Conclusively, the variants of strikes embarked upon by this uncompromising union in the past 20 years have marred four academic sessions, according to facts available in the Federal Ministry of Education. It has wrecked the academic progress of millions of Nigerian vulnerable students. Since top politicians, government officials and the wealthy in our society send their children abroad and private universities to escape these educational fractures, it means that ASUU’s frequent strikes affect mostly children of the masses, who cannot even afford spending a dollar per day. Last time I checked, Buhari’s daughter schools in London, I think? Now, maybe one should somehow also rebuke ASUU’s overplaying industrial strike roles, maybe it was one of the reasons some of its members last year broke away to form the Congress of University Academics, CONUA, whose members have readily embraced the Federal Government’s IPPIS scheme. ASUU should evidently reconsider. Maybe they should find alternative.

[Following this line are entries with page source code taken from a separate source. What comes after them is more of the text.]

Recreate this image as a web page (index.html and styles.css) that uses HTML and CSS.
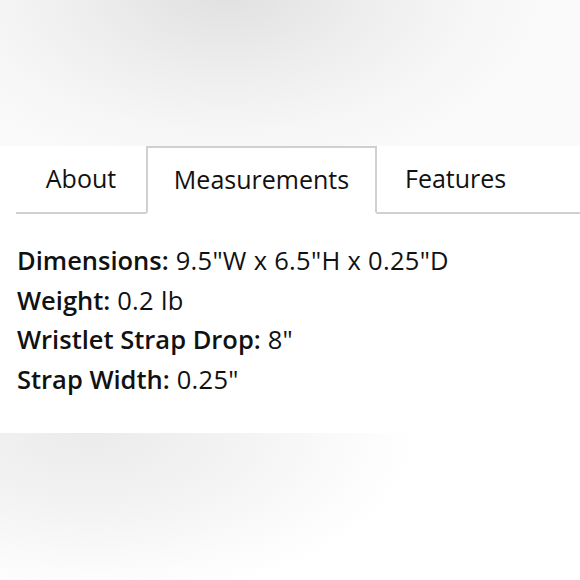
FILE: index.html
```html
<!DOCTYPE html>
<html>
<head>
<meta charset="utf-8">
<link rel="stylesheet" href="styles.css">
</head>
<body>
<div class="page">
  <div class="top-shade"></div>
  <div class="panel">
    <div class="tabs">
      <div class="tab tab-about">About</div>
      <div class="tab tab-active">Measurements</div>
      <div class="tab tab-features">Features</div>
    </div>
    <div class="specs">
      <p class="spec"><b>Dimensions:</b> 9.5"W x 6.5"H x 0.25"D</p>
      <p class="spec"><b>Weight:</b> 0.2 lb</p>
      <p class="spec"><b>Wristlet Strap Drop:</b> 8"</p>
      <p class="spec"><b>Strap Width:</b> 0.25"</p>
    </div>
  </div>
  <div class="bottom-shade"></div>
</div>
</body>
</html>
```
FILE: styles.css
```css
html, body {
  margin: 0;
  padding: 0;
  background: #ffffff;
}
.page {
  width: 580px;
  height: 580px;
  display: flex;
  flex-direction: column;
  overflow: hidden;
  font-family: "Open Sans", "Lato", sans-serif;
  color: #111111;
}
.top-shade {
  height: 146px;
  flex: none;
  background: radial-gradient(ellipse 330px 190px at 225px -10px, #e0e0e0 0%, #eeeeee 45%, #f6f6f6 75%, #fafafa 100%), #fafafa;
}
.panel {
  height: 287px;
  flex: none;
  background: #ffffff;
}
.tabs {
  display: flex;
  padding-left: 16px;
  height: 68px;
}
.tab {
  box-sizing: border-box;
  display: flex;
  align-items: center;
  justify-content: center;
  font-size: 25px;
  padding-bottom: 2px;
  border-bottom: 2px solid #d0d0d0;
}
.tab-about {
  width: 130px;
}
.tab-active {
  width: 231px;
  border: 2px solid #d0d0d0;
  border-bottom: 2px solid transparent;
  background: #ffffff;
}
.tab-features {
  flex: 1;
  justify-content: flex-start;
  padding-left: 28px;
}
.specs {
  padding: 27px 0 0 17px;
}
.spec {
  margin: 0;
  font-size: 25.5px;
  line-height: 39.5px;
  letter-spacing: 0.3px;
}
.spec b {
  font-weight: 600;
  letter-spacing: 0;
}
.bottom-shade {
  flex: 1;
  background: radial-gradient(ellipse 330px 170px at 90px 0px, #ebebeb 0%, #f3f3f3 45%, #fbfbfb 80%, #ffffff 100%), #ffffff;
}
```
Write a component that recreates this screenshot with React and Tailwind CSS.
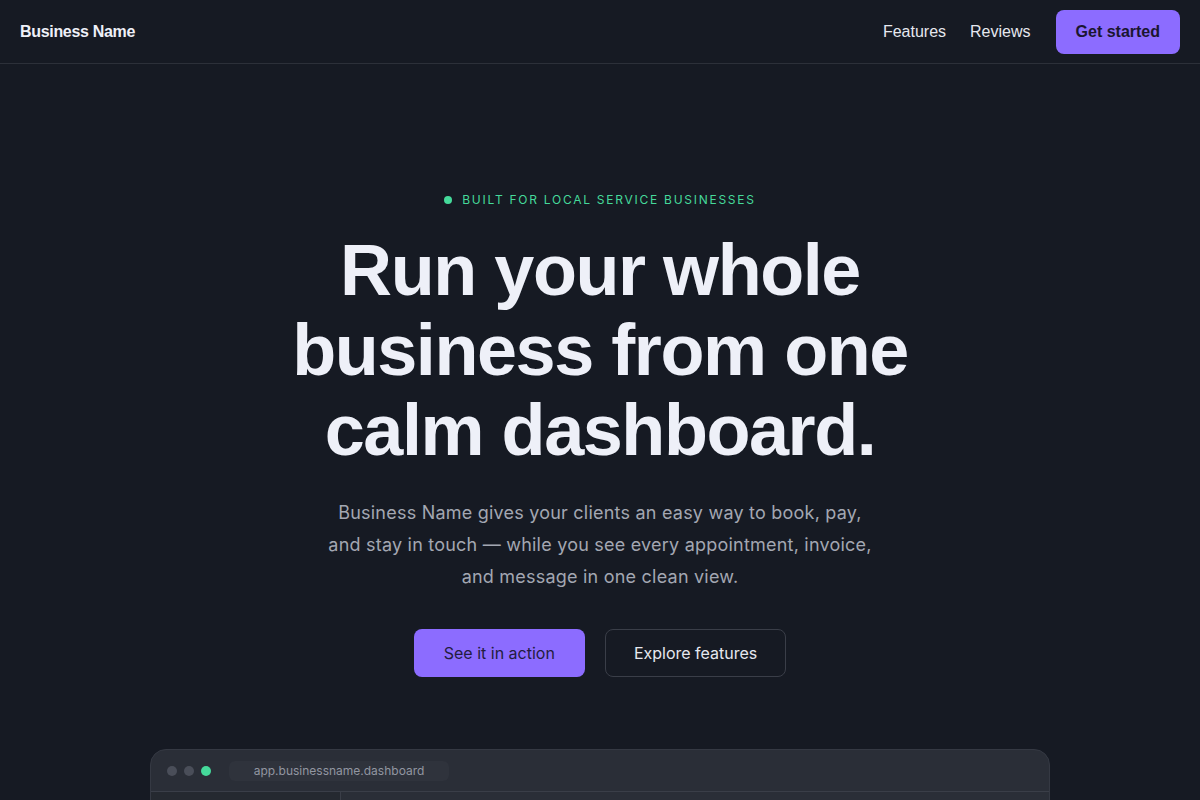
export default function App() {
  return (
    <div className="min-h-screen bg-[#161a23] overflow-hidden" style={{ fontFamily: "Inter, 'Liberation Sans', sans-serif" }}>
      <nav className="h-16 border-b border-[#2c3039] flex items-center justify-between px-5">
        <div className="text-[16px] font-bold text-[#eef0f8] tracking-[-0.02em]" style={{ fontFamily: "'Liberation Sans', Arial, sans-serif" }}>
          Business Name
        </div>
        <div className="flex items-center" style={{ fontFamily: "'Liberation Sans', Arial, sans-serif" }}>
          <a className="text-[16px] text-[#e6e8ef]">Features</a>
          <a className="text-[16px] text-[#e6e8ef] ml-6">Reviews</a>
          <button className="ml-[25px] h-11 px-5 rounded-lg bg-[#8c6cff] text-[16px] font-bold text-[#1b1630]">
            Get started
          </button>
        </div>
      </nav>
      <main className="flex flex-col items-center pt-[128px]">
        <div className="flex items-center gap-2.5 text-[12px] tracking-[0.145em] text-[#45d99a] leading-4">
          <span className="w-2 h-2 rounded-full bg-[#45d99a]"></span>
          <span>BUILT FOR LOCAL SERVICE BUSINESSES</span>
        </div>
        <h1
          className="mt-[22px] text-center text-[72px] leading-[80px] font-bold tracking-[-0.02em] text-[#eef0f8]"
          style={{ fontFamily: "'Liberation Sans', Arial, sans-serif" }}
        >
          Run your whole
          <br />
          business from one
          <br />
          calm dashboard.
        </h1>
        <p className="mt-[27px] max-w-[550px] text-center text-[18px] leading-8 tracking-[0.012em] text-[#a3a7b2]">
          Business Name gives your clients an easy way to book, pay, and stay in touch — while you see every appointment, invoice, and message in one clean view.
        </p>
        <div className="mt-[36px] flex gap-5">
          <button className="h-12 px-[30px] rounded-lg bg-[#8c6cff] text-[16px] text-[#231c40]">See it in action</button>
          <button className="h-12 px-7 rounded-lg border border-[#3a3e48] text-[16px] text-[#e6e8ef]">Explore features</button>
        </div>
        <div className="mt-[72px] w-[900px] rounded-t-2xl bg-[#2a2e37] border border-[#353943]">
          <div className="h-[42px] flex items-center px-4 border-b border-[#3a3e48]">
            <div className="flex gap-[7px]">
              <span className="w-2.5 h-2.5 rounded-full bg-[#4a4e59]"></span>
              <span className="w-2.5 h-2.5 rounded-full bg-[#4a4e59]"></span>
              <span className="w-2.5 h-2.5 rounded-full bg-[#45d99a]"></span>
            </div>
            <div className="ml-[18px] w-[220px] h-5 rounded-md bg-[#2f333c] flex items-center justify-center text-[12px] text-[#9296a1]">
              app.businessname.dashboard
            </div>
          </div>
          <div className="flex h-[300px]">
            <div className="w-[190px] bg-[#252930] border-r border-[#3a3e48]"></div>
            <div className="flex-1"></div>
          </div>
        </div>
      </main>
    </div>
  );
}
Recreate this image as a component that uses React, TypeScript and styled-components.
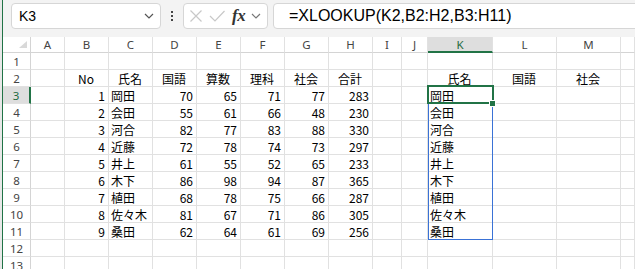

Finally, as a final year undergraduate of a public University, it’s obvious that I’m pained and infuriated espying my mates in private universities getting convocated in times like this, while I ‘discomfitingly’ watch ASUU and FG play the game of thrones. Hence, on behalf of fellow final year students of public universities, and other students who hungrily wants to resume education, I plead with ASUU and FG to come into conclusion, the Union must temper justice over mercy, and have a rethink and allow the IPPIS and UTAS to coexist because the universities cannot be left out of the war against corruption. As a writer once said ‘minimising corruption at source will help correct some of the neglects which routinely push ASUU to strikes’. Federal government must also learn the rules of negotiation and be sincere in dealing with ASUU, fund education and let stop running around this same circle of 1988.